Tablets have become increasingly popular in recent years, thanks to their convenience, portability, and user-friendly interfaces. They are lighter and thinner than laptops, making them easier to carry around, and they have longer battery life, allowing users to work for extended periods without having to plug in. Tablets also offer touch-screen functionality, making them more intuitive to use than laptops, which require a mouse or touchpad.
People buy tablets and laptops for various reasons, some buy these devices for entertainment purposes while for some, its serves as a major tool for their work. But these two devices seem to have various levels of productivity.

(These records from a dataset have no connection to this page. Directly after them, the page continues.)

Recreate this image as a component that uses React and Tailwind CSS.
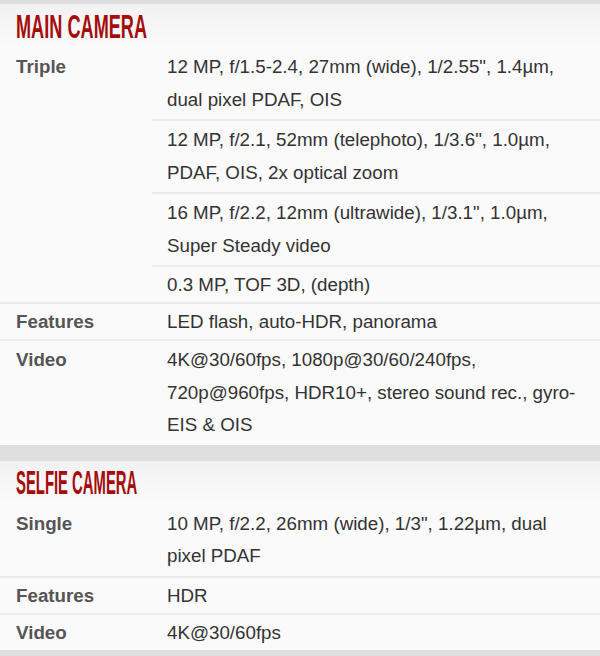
import React from "react";

const main = [
  { label: "Triple", values: [
    ["12 MP, f/1.5-2.4, 27mm (wide), 1/2.55\", 1.4µm,", "dual pixel PDAF, OIS"],
    ["12 MP, f/2.1, 52mm (telephoto), 1/3.6\", 1.0µm,", "PDAF, OIS, 2x optical zoom"],
    ["16 MP, f/2.2, 12mm (ultrawide), 1/3.1\", 1.0µm,", "Super Steady video"],
    ["0.3 MP, TOF 3D, (depth)"],
  ]},
  { label: "Features", values: [["LED flash, auto-HDR, panorama"]] },
  { label: "Video", values: [["4K@30/60fps, 1080p@30/60/240fps,", "720p@960fps, HDR10+, stereo sound rec., gyro-", "EIS & OIS"]] },
];

const selfie = [
  { label: "Single", values: [["10 MP, f/2.2, 26mm (wide), 1/3\", 1.22µm, dual", "pixel PDAF"]] },
  { label: "Features", values: [["HDR"]] },
  { label: "Video", values: [["4K@30/60fps"]] },
];

function Section({ title, titleClass, rows }) {
  return (
    <div>
      <div className="h-[44px] bg-gradient-to-b from-[#f2f2f2] to-[#fafafa] flex items-center pl-[16px]">
        <span className={"inline-block origin-left text-[#a50d0d] font-bold text-[33px] leading-none " + titleClass} style={{ fontFamily: '"Liberation Sans Narrow", "Liberation Sans", sans-serif' }}>
          {title}
        </span>
      </div>
      {rows.map((r, i) => {
        const firstMulti = r.values[0].length > 1;
        return (
          <div key={i} className={"flex " + (i > 0 ? "border-t-2 border-[#ececec]" : "")}>
            <div className={"w-[152px] shrink-0 pl-[16px] text-[18.75px] font-bold text-[#555] " + (firstMulti ? "pt-[3px] leading-[32.5px]" : "pt-[1px] leading-[33px]")}>
              {r.label}
            </div>
            <div className="flex-1">
              {r.values.map((v, j) => (
                <div key={j} className={"pl-[15px] pr-[4px] text-[18.75px] text-[#333] " + (v.length > 1 ? "pt-[3px] pb-[3px] leading-[32.5px] " : "pt-[1px] pb-[1px] leading-[33px] ") + (j > 0 ? "border-t-2 border-[#ececec]" : "")}>
                  {v.map((line, k) => (
                    <div key={k} className="whitespace-nowrap">{line}</div>
                  ))}
                </div>
              ))}
            </div>
          </div>
        );
      })}
    </div>
  );
}

export default function App() {
  return (
    <div className="w-[600px] h-[656px] overflow-hidden bg-[#fafafa]" style={{ fontFamily: '"Liberation Sans", Arial, sans-serif' }}>
      <div className="h-[4px] bg-[#dedede]" />
      <Section title="MAIN CAMERA" titleClass="scale-x-[0.55]" rows={main} />
      <div className="h-[16px] bg-[#dedede]" />
      <Section title="SELFIE CAMERA" titleClass="scale-x-[0.45]" rows={selfie} />
      <div className="h-[6px] bg-[#dedede]" />
    </div>
  );
}
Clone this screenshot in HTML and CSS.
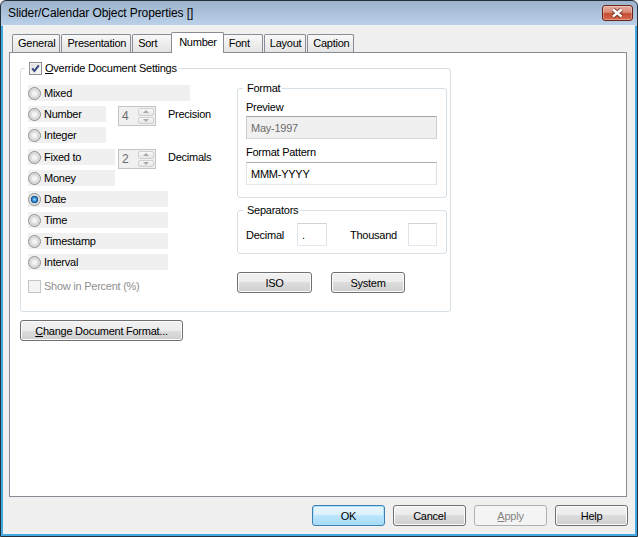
FILE: index.html
```html
<!DOCTYPE html>
<html lang="en">
<head>
  <meta charset="UTF-8">
  <title>Slider/Calendar Object Properties []</title>
  <link rel="stylesheet" href="styles.css">
</head>
<body>
  <div class="window">
    <div class="titlebar">
      <span class="title">Slider/Calendar Object Properties []</span>
      <button class="close" title="Close">
        <svg width="29" height="14" viewBox="0 0 29 14">
          <path d="M10 3.5 L18.5 10.5 M18.5 3.5 L10 10.5" stroke="#4a1b12" stroke-width="4.6" fill="none" opacity="0.6"/>
          <path d="M10 3.5 L18.5 10.5 M18.5 3.5 L10 10.5" stroke="#fff" stroke-width="2.4" fill="none"/>
        </svg>
      </button>
    </div>

    <div class="client">
      <div class="tabs">
        <div class="tab">General</div>
        <div class="tab">Presentation</div>
        <div class="tab">Sort</div>
        <div class="tab active">Number</div>
        <div class="tab">Font</div>
        <div class="tab">Layout</div>
        <div class="tab">Caption</div>
      </div>

      <div class="panel">
        <fieldset class="group main-group">
          <legend>
            <span class="check">
              <svg width="11" height="11" viewBox="0 0 11 11">
                <path d="M2.2 5.4 L4.4 8 L8.8 2.4" stroke="#33457e" stroke-width="2" fill="none"/>
              </svg>
            </span>
            <span><u>O</u>verride Document Settings</span>
          </legend>

          <div class="cols">
            <div class="types">
              <div class="opt-row">
                <label class="opt w-wide"><input type="radio" name="fmt">Mixed</label>
              </div>
              <div class="opt-row spin-row">
                <label class="opt w-short"><input type="radio" name="fmt">Number</label>
                <div class="spin">
                  <span class="spin-val">4</span>
                  <span class="spin-btns"><i class="up"></i><i class="down"></i></span>
                </div>
                <span class="spin-label">Precision</span>
              </div>
              <div class="opt-row">
                <label class="opt w-short"><input type="radio" name="fmt">Integer</label>
              </div>
              <div class="opt-row spin-row fixed">
                <label class="opt w-mid"><input type="radio" name="fmt">Fixed to</label>
                <div class="spin">
                  <span class="spin-val">2</span>
                  <span class="spin-btns"><i class="up"></i><i class="down"></i></span>
                </div>
                <span class="spin-label">Decimals</span>
              </div>
              <div class="opt-row">
                <label class="opt w-mid"><input type="radio" name="fmt">Money</label>
              </div>
              <div class="opt-row">
                <label class="opt w-long"><input type="radio" name="fmt" checked>Date</label>
              </div>
              <div class="opt-row">
                <label class="opt w-long"><input type="radio" name="fmt">Time</label>
              </div>
              <div class="opt-row">
                <label class="opt w-long"><input type="radio" name="fmt">Timestamp</label>
              </div>
              <div class="opt-row">
                <label class="opt w-long"><input type="radio" name="fmt">Interval</label>
              </div>
              <div class="percent">
                <span class="check disabled"></span>
                <span>Show in Percent (%)</span>
              </div>
            </div>

            <div class="format-col">
              <fieldset class="group fmt">
                <legend>Format</legend>
                <div class="lbl">Preview</div>
                <input class="field readonly" type="text" value="May-1997" readonly>
                <div class="lbl lbl-gap">Format Pattern</div>
                <input class="field pattern" type="text" value="MMM-YYYY">
              </fieldset>

              <fieldset class="group seps">
                <legend>Separators</legend>
                <div class="sep-row">
                  <span class="sep-lbl dec">Decimal</span>
                  <input class="field small" type="text" value=".">
                  <span class="sep-lbl thou">Thousand</span>
                  <input class="field small thin" type="text" value="">
                </div>
              </fieldset>

              <div class="fmt-buttons">
                <button class="btn iso">ISO</button>
                <button class="btn system">System</button>
              </div>
            </div>
          </div>
        </fieldset>

        <button class="btn change"><u>C</u>hange Document Format...</button>
      </div>

      <div class="footer">
        <button class="btn default">OK</button>
        <button class="btn">Cancel</button>
        <button class="btn" disabled><u>A</u>pply</button>
        <button class="btn">Help</button>
      </div>
    </div>
  </div>
</body>
</html>
```

FILE: styles.css
```css
* {
  box-sizing: border-box;
}

body {
  margin: 0;
  background: #f0f0f0;
  font-family: "Liberation Sans", Arial, sans-serif;
  font-size: 11px;
  letter-spacing: -0.25px;
  color: #000;
}

.window {
  width: 638px;
  height: 537px;
  border: 1px solid #22303d;
  border-radius: 6px 6px 0 0;
  background: linear-gradient(#9db3cc, #bcd2ea 25px, #44a9e1 25px);
  display: flex;
  flex-direction: column;
}

.titlebar {
  height: 24px;
  display: flex;
  align-items: flex-start;
  justify-content: space-between;
  padding-left: 7px;
}

.title {
  font-size: 12px;
  letter-spacing: -0.1px;
  line-height: 25px;
}

.close {
  width: 31px;
  height: 16px;
  margin: 4px 4px 0 0;
  padding: 0;
  border: 1px solid #6b2418;
  border-radius: 3px;
  background: linear-gradient(#e5ae9f, #d98a76 45%, #c44b30 55%, #d56b50);
  box-shadow: inset 0 0 0 1px rgba(255, 255, 255, 0.3);
}

.close svg {
  display: block;
}

.client {
  flex: 1;
  margin: 0 2px 2px;
  background: #f0f0f0;
  display: flex;
  flex-direction: column;
}

/* tabs */

.tabs {
  display: flex;
  align-items: flex-end;
  height: 20px;
  margin: 7px 0 0 9px;
}

.tab {
  height: 18px;
  min-width: 40px;
  padding: 0 4px 0 5px;
  margin-right: 1px;
  border: 1px solid #898c95;
  border-bottom: 0;
  border-radius: 2px 2px 0 0;
  background: linear-gradient(#f8f8f8, #e4e4e4);
  line-height: 17px;
  white-space: nowrap;
}

.tab.active {
  position: relative;
  z-index: 1;
  height: 21px;
  margin: 0 -1px -1px -2px;
  padding: 0 6px 0 7px;
  background: #fff;
  line-height: 18px;
}

.panel {
  width: 618px;
  height: 445px;
  margin-left: 6px;
  padding: 9px 0 0 10px;
  border: 1px solid #898c95;
  background: #fff;
}

/* group boxes */

.group {
  margin: 0;
  min-width: 0;
  border: 1px solid #d5dfe5;
  border-radius: 3px;
}

.group legend {
  margin-left: -3px;
  padding: 0 1px;
  line-height: 13px;
}

.main-group {
  width: 431px;
  padding: 7px 3px 17px 7px;
}

.main-group legend {
  display: flex;
  align-items: center;
  gap: 3px;
  padding: 0 2px 0 4px;
}

.cols {
  display: grid;
  grid-template-columns: 209px 210px;
}

.types {
  display: flex;
  flex-direction: column;
  gap: 5px;
  padding-top: 3px;
}

.opt-row {
  display: flex;
  height: 16px;
}

.opt-row.fixed {
  margin-top: 1px;
}

.spin-row {
  display: grid;
  grid-template-columns: 90px 38px auto;
  grid-template-rows: 16px;
  align-items: start;
}

.opt {
  display: flex;
  align-items: center;
  height: 16px;
  background: #f0f0f0;
}

.w-wide { width: 162px; }
.w-short { width: 78px; }
.w-mid { width: 87px; }
.w-long { width: 140px; }

.opt input {
  appearance: none;
  width: 13px;
  height: 13px;
  margin: 0 3px 0 0;
  border: 1px solid #8e8f8f;
  border-radius: 50%;
  background: radial-gradient(circle, #fbfbfb 0, #ececec 2.5px, #d2d2d2 4.5px, #f3f3f3 6px);
}

.opt input:checked {
  background: radial-gradient(circle, #b5e4fd 0, #3a93d8 1.8px, #11508f 3.4px, #d2d2d2 4px, #f3f3f3 6px);
}

.spin {
  height: 20px;
  display: flex;
  justify-content: space-between;
  padding: 1px;
  border: 1px solid #c4c4c4;
  background: #f0f0f0;
  color: #6d6d6d;
}

.spin-val {
  padding-left: 2px;
  line-height: 16px;
  font-size: 12px;
}

.spin-btns {
  width: 16px;
  display: flex;
  flex-direction: column;
  gap: 1px;
}

.spin-btns i {
  flex: 1;
  display: flex;
  align-items: center;
  justify-content: center;
  border: 1px solid #d0d0d0;
  border-radius: 2px;
  background: linear-gradient(#f8f8f8, #e6e6e6);
}

.spin-btns i::after {
  content: "";
  border-left: 3px solid transparent;
  border-right: 3px solid transparent;
  border-bottom: 3px solid #a9a9a9;
}

.spin-btns i.down::after {
  border-bottom: 0;
  border-top: 3px solid #a9a9a9;
}

.spin-label {
  margin-left: 12px;
  line-height: 16px;
}

.percent {
  display: flex;
  align-items: center;
  gap: 3px;
  height: 16px;
  margin-top: 3px;
  color: #8f8f8f;
}

.check {
  width: 13px;
  height: 13px;
  display: flex;
  align-items: center;
  justify-content: center;
  border: 1px solid #8e8f8f;
  background: linear-gradient(135deg, #dadada, #fdfdfd);
  box-shadow: inset 0 0 0 1px #f2f2f2;
}

.check.disabled {
  border-color: #c5c5c5;
  background: #f4f4f4;
  box-shadow: none;
}

/* format column */

.format-col {
  display: flex;
  flex-direction: column;
  align-items: flex-start;
}

.fmt {
  width: 210px;
  padding: 6px 9px 12px 8px;
}

.lbl {
  line-height: 13px;
}

.lbl-gap {
  margin-top: 7px;
}

.field {
  display: block;
  width: 191px;
  height: 23px;
  margin: 2px 0 0;
  padding: 0 4px;
  border: 1px solid;
  border-color: #abadb3 #dbdfe6 #e3e9ef #e2e3ea;
  background: #fff;
  font: inherit;
  letter-spacing: inherit;
  color: #000;
  outline: none;
}

.field.readonly {
  background: #f0f0f0;
  color: #6d6d6d;
  border-color: #a5a5a5 #cdcdcd #d6d6d6 #cdcdcd;
}

.field.pattern {
  margin-top: 3px;
}

.seps {
  width: 210px;
  margin-top: 6px;
  padding: 6px 9px 7px 8px;
}

.sep-row {
  display: flex;
  align-items: center;
  height: 23px;
}

.field.small {
  width: 30px;
  margin: 0;
  border-color: #cfd4da #dfe3e8 #e3e9ef #e2e3ea;
}

.field.small.thin {
  width: 29px;
}

.dec {
  width: 51px;
}

.thou {
  width: 58px;
  margin-left: 23px;
}

.fmt-buttons {
  display: flex;
  gap: 19px;
  margin-top: 18px;
}

/* buttons */

.btn {
  height: 21px;
  padding: 0;
  border: 1px solid #707070;
  border-radius: 3px;
  background: linear-gradient(#f2f2f2, #ebebeb 50%, #dddddd 50%, #cfcfcf);
  box-shadow: inset 0 0 0 1px #fbfbfb;
  font: inherit;
  letter-spacing: inherit;
  color: #000;
}

.btn.iso { width: 75px; }
.btn.system { width: 74px; }

.btn.change {
  width: 163px;
  margin-top: 8px;
}

.btn.default {
  border-color: #3c7fb1;
  background: linear-gradient(#eaf6fd, #d9f0fc 50%, #bee6fd 50%, #a7d9f5);
  box-shadow: inset 0 0 0 1px #a9e2fb;
}

.btn:disabled {
  border-color: #adb2b5;
  background: #f4f4f4;
  box-shadow: none;
  color: #838383;
}

.footer {
  display: flex;
  justify-content: flex-end;
  gap: 8px;
  padding: 8px 7px 0 0;
}

.footer .btn {
  width: 73px;
}
```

While tablets have many advantages over laptops, they also have some limitations. For example, they often have less processing power and storage space than laptops, which can make them less suitable for certain tasks such as video editing or programming. Additionally, tablets do not typically have physical keyboards, which can be a disadvantage for users who prefer the tactile feedback of a traditional keyboard.
Despite these limitations, many users find that tablets are suitable replacements for laptops. They are ideal for tasks such as web browsing, email, and document creation, and many models now come with detachable keyboards or support external keyboards, providing users with a laptop-like experience. Some tablets also have built-in stylus pens, which make them suitable for note-taking and creative tasks such as drawing and graphic design.
Even though, the tablet was made to somehow replace the laptop, it has hardly been the case as people still tend to keep their tablet and laptop for separate purposes due to the fact that one device cannot meet all needs.
I recently came across an article about a new Microsoft tablet, Surface Pro 3, and here’s a survey they conducted, that inspired them make a tablet that they believe is a credible laptop replacement, the Surface Pro 3 Docking Station.
Microsoft recently carried out a survey on about 2,900 professionals in the Asia Pacific region and it was found that about half travel between cities for their work and 4 out of 5 carry three different devices along, while 2 out of 5 people carry both tablet and laptop. Of the remaining 3 out of 5, 70 percent said they stuck with their laptop because they couldn’t find a good enough tablet as a replacement.
After the survey, 27 percent said they would go for a laptop. 30 percent plan to get a hybrid device (2 in 1 device) to serve their needs in the coming months coupled with the 30 percent who are looking at tablets, Microsoft believe they can strike the perfect balance with their recently launched tablet called, Surface Pro 3 Docking Station, which they say is “The tablet that can replace your laptop and desktop”.